Brae platforms – construction
| Installation | Fabrication contractor | Site | Installation date |
|---|---|---|---|
| Brae Alpha | McDermott Scotland | Ardersier | April 1982 |
| Brae Bravo | McDermott Scotland | Ardersier | June 1987 |
| Brae East | Trafalgar House Offshore Fabricators | Methil | May 1993 |

Brae platforms key facts
| Platform | Brae Alpha | Brae Bravo | Brae East |
| Type | Steel jacket | Steel jacket | Steel jacket |
| Function | Drilling, production, accommodation | Drilling, production, accommodation | Drilling, production, accommodation |
| Coordinates | 58°41’33”N 01°16’54”E | 58°47’32”N 01°20’51”E |  |
| Water depth | 112 m | 99.5 m | 116 m |
| Jacket weight | 18,600 tonnes | 22,000 tonnes | 20,000 tonnes |
| Legs | 8 | 8 |  |
| Piles | 36 | 36 |  |
| Topsides weight | 32,000 tonnes | 40,000 tones | 18,500-20,000 tonnes |
| Accommodation | 240 | 240 | 160 |
| Well slots | 46 | 34 | 13 + 13 spare |
| Wells planned | 14 producers, 14 water injection, 2 gas injection | 12 production; 3 gas injection |  |
| Installation | June 1982 | 1987 | May 1993 |
| Production start | July 1983 | 1988 | December 1993 |
| Production stop (Cessation of Production, CoP) | 2024 | July 5, 2018 | Application submitted 2015, approved 2017, CoP friday April 18 2025. |
| Decommission and removal | Starts in 2025 or 2026 | Starts in april 2021 | Starts in 2025 planned completion by end of 2028.. |

== Decommissioning ==
Several of the platforms used in the Brae field have reached a CoP (Cessation of Production) point, and are actively being or are scheduled for decommission and dismantling and removal.
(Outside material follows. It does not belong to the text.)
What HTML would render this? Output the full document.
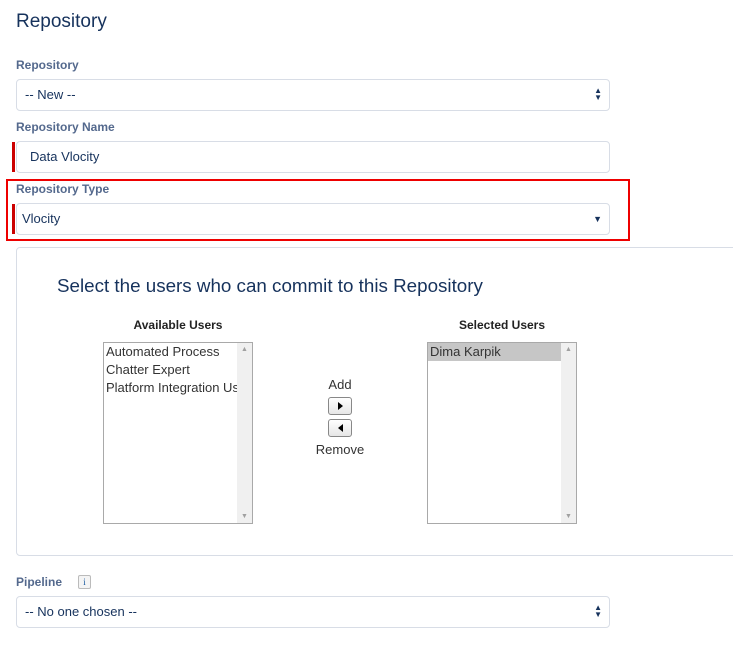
<!DOCTYPE html>
<html><head><style>
body{margin:0;width:733px;height:647px;background:#fff;font-family:"Liberation Sans",sans-serif;position:relative;overflow:hidden}
.a{position:absolute}
.lbl{font-size:12px;font-weight:bold;color:#54698d}
.inp{border:1px solid #d8dde6;border-radius:4px;box-sizing:border-box;font-size:13px;color:#16325c;line-height:30px;padding-left:8px;background:#fff}
.bar{background:#c00;width:3px}
.arr{position:absolute;right:7px;font-size:8px;line-height:7px;color:#16325c}
.list{border:1px solid #a9a9a9;box-sizing:border-box;font-size:13px;color:#333;background:#fff;overflow:hidden}
.sb{position:absolute;right:0;top:0;bottom:0;width:15px;background:#f0f0f0}
.sb i{position:absolute;left:4px;font-style:normal;font-size:7px;color:#a0a0a0}
.btn{border:1px solid #888;border-radius:3px;background:linear-gradient(#fff,#e6e6e6);box-sizing:border-box;width:24px;height:18px}
</style></head><body>
<div class="a" style="left:16px;top:11px;font-size:19px;color:#16325c">Repository</div>
<div class="a lbl" style="left:16px;top:58px">Repository</div>
<div class="a inp" style="left:16px;top:79px;width:594px;height:32px">-- New --<span class="arr" style="top:7px">▲<br>▼</span></div>
<div class="a lbl" style="left:16px;top:120px">Repository Name</div>
<div class="a bar" style="left:12px;top:142px;height:30px"></div>
<div class="a inp" style="left:16px;top:141px;width:594px;height:32px;padding-left:13px">Data Vlocity</div>
<div class="a" style="left:6px;top:179px;width:620px;height:58px;border:2px solid #e00"></div>
<div class="a lbl" style="left:16px;top:182px">Repository Type</div>
<div class="a bar" style="left:12px;top:204px;height:30px"></div>
<div class="a inp" style="left:16px;top:203px;width:594px;height:32px;padding-left:5px">Vlocity<span class="arr" style="top:12px;font-size:9px">▼</span></div>
<div class="a" style="left:16px;top:247px;width:730px;height:309px;border:1px solid #d8dde6;border-radius:4px;box-sizing:border-box"></div>
<div class="a" style="left:57px;top:275px;font-size:18.8px;color:#16325c">Select the users who can commit to this Repository</div>
<div class="a" style="left:103px;top:318px;width:150px;text-align:center;font-size:12px;font-weight:bold;color:#222">Available Users</div>
<div class="a" style="left:427px;top:318px;width:150px;text-align:center;font-size:12px;font-weight:bold;color:#222">Selected Users</div>
<div class="a list" style="left:103px;top:342px;width:150px;height:182px">
<div class="sb"><i style="top:3px">▲</i><i style="bottom:3px">▼</i></div>
<div style="padding-left:2px;line-height:18px;white-space:nowrap;width:131px;overflow:hidden">Automated Process<br>Chatter Expert<br>Platform Integration User</div></div>
<div class="a list" style="left:427px;top:342px;width:150px;height:182px">
<div class="sb"><i style="top:3px">▲</i><i style="bottom:3px">▼</i></div>
<div style="margin-left:0;width:135px;background:#c6c6c6;padding-left:2px;line-height:18px;box-sizing:border-box">Dima Karpik</div></div>
<div class="a" style="left:315px;top:377px;width:50px;text-align:center;font-size:13px;color:#333">Add</div>
<div class="a btn" style="left:328px;top:397px"><svg width="22" height="16"><path d="M9 4L14 8L9 12Z" fill="#000"/></svg></div>
<div class="a btn" style="left:328px;top:419px"><svg width="22" height="16"><path d="M14 4L9 8L14 12Z" fill="#000"/></svg></div>
<div class="a" style="left:310px;top:442px;width:60px;text-align:center;font-size:13px;color:#333">Remove</div>
<div class="a lbl" style="left:16px;top:575px">Pipeline</div>
<div class="a" style="left:78px;top:575px;width:13px;height:14px;border:1px solid #bbb;border-radius:2px;box-sizing:border-box;background:#f4f4f4;font-size:9px;color:#1a5aa0;text-align:center;line-height:12px;font-family:'Liberation Serif',serif">i</div>
<div class="a inp" style="left:16px;top:596px;width:594px;height:32px">-- No one chosen --<span class="arr" style="top:7px">▲<br>▼</span></div>
</body></html>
Decommissioning of Brae East

Report by contractor RockRose Energy concludes that the decommission expects to consist of 20,326 tonnes of installations and 2,663 tonnes of pipeline. Of the installations, 100% (20,326 tonnes) is expected to be removed, and of the pipeline roughly 38,5% (740 tonnes) will be removed, thus leaving 1,923 tonnes of pipeline in situ. 90% of all materials of installations are calculated to be recycled, 5-10% to be reused and less than 5% to be disposed. Of the pipeline, 25% will be disposed and 75% will be recycled.